◆ **What you need to do**
Say how many lines of the material below contain the word "React", with no other words.

◆ **Recorded information**
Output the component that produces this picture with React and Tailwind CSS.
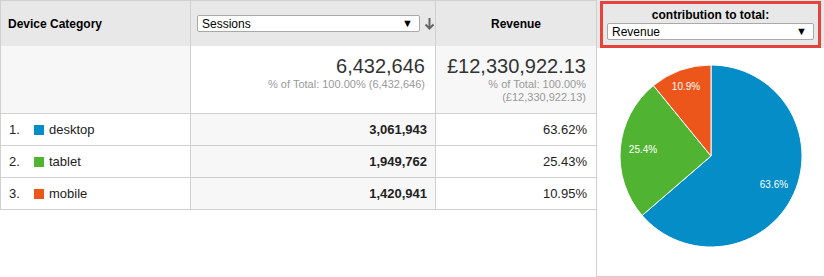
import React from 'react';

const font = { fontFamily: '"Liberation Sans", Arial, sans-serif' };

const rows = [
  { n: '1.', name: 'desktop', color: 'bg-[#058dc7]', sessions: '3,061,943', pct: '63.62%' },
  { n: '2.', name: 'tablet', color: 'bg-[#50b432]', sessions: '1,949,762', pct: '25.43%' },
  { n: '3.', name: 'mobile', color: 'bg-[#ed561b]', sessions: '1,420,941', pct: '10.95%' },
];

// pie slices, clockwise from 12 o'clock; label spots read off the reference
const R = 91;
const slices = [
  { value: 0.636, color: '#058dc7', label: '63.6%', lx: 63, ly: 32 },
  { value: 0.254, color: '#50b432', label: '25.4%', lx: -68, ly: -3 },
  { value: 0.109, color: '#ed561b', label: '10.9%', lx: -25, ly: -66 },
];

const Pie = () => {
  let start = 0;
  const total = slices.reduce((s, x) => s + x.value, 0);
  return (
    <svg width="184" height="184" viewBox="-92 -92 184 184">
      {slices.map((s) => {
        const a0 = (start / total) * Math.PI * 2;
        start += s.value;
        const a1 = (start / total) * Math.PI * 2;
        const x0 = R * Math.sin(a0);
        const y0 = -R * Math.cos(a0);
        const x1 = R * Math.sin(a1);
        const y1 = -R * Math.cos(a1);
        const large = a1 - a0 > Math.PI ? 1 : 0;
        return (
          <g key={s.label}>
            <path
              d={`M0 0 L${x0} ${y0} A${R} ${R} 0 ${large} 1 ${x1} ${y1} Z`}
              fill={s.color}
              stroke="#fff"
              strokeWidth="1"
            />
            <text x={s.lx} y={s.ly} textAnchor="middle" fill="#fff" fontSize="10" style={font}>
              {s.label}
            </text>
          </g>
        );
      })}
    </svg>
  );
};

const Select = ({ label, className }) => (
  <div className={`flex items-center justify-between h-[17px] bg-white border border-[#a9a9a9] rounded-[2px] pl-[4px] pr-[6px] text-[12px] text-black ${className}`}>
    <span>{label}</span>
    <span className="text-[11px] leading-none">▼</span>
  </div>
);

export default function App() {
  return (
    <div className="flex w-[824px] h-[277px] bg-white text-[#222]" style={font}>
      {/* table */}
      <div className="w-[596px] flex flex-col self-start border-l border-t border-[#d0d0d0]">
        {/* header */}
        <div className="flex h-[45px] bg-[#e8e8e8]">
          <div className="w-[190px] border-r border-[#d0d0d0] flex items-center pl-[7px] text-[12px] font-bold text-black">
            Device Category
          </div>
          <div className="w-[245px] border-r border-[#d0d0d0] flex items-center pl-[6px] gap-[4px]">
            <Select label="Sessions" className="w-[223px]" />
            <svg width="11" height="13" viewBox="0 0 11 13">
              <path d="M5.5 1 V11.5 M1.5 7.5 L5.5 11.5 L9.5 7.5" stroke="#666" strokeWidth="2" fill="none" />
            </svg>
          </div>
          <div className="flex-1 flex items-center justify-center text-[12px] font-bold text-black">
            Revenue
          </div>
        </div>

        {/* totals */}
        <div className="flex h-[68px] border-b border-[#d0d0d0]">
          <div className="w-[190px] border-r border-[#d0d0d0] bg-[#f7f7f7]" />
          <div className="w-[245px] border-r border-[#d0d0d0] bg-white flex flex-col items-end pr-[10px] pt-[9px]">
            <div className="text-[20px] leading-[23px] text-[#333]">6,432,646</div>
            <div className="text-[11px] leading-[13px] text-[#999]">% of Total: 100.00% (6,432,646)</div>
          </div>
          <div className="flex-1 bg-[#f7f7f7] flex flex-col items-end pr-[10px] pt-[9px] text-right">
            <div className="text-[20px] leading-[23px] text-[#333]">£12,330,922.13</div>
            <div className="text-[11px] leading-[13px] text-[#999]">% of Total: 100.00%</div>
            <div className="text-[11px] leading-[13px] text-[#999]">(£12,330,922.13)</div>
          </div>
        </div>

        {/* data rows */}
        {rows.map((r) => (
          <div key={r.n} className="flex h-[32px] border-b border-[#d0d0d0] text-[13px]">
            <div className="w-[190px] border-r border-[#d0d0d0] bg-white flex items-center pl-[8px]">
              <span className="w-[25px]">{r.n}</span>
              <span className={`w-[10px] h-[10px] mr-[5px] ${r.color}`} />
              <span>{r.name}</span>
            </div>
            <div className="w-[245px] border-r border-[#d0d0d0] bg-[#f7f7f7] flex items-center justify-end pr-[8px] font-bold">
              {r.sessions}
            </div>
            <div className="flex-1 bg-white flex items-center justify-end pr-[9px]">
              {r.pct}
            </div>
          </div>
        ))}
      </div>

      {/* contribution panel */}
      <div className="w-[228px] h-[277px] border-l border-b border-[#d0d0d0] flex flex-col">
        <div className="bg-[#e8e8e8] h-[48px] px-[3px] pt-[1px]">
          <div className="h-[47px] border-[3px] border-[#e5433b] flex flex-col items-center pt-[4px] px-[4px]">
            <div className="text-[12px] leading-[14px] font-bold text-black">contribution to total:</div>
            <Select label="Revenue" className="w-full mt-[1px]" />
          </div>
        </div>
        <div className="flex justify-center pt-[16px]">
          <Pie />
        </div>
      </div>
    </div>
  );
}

◆ **The output**
2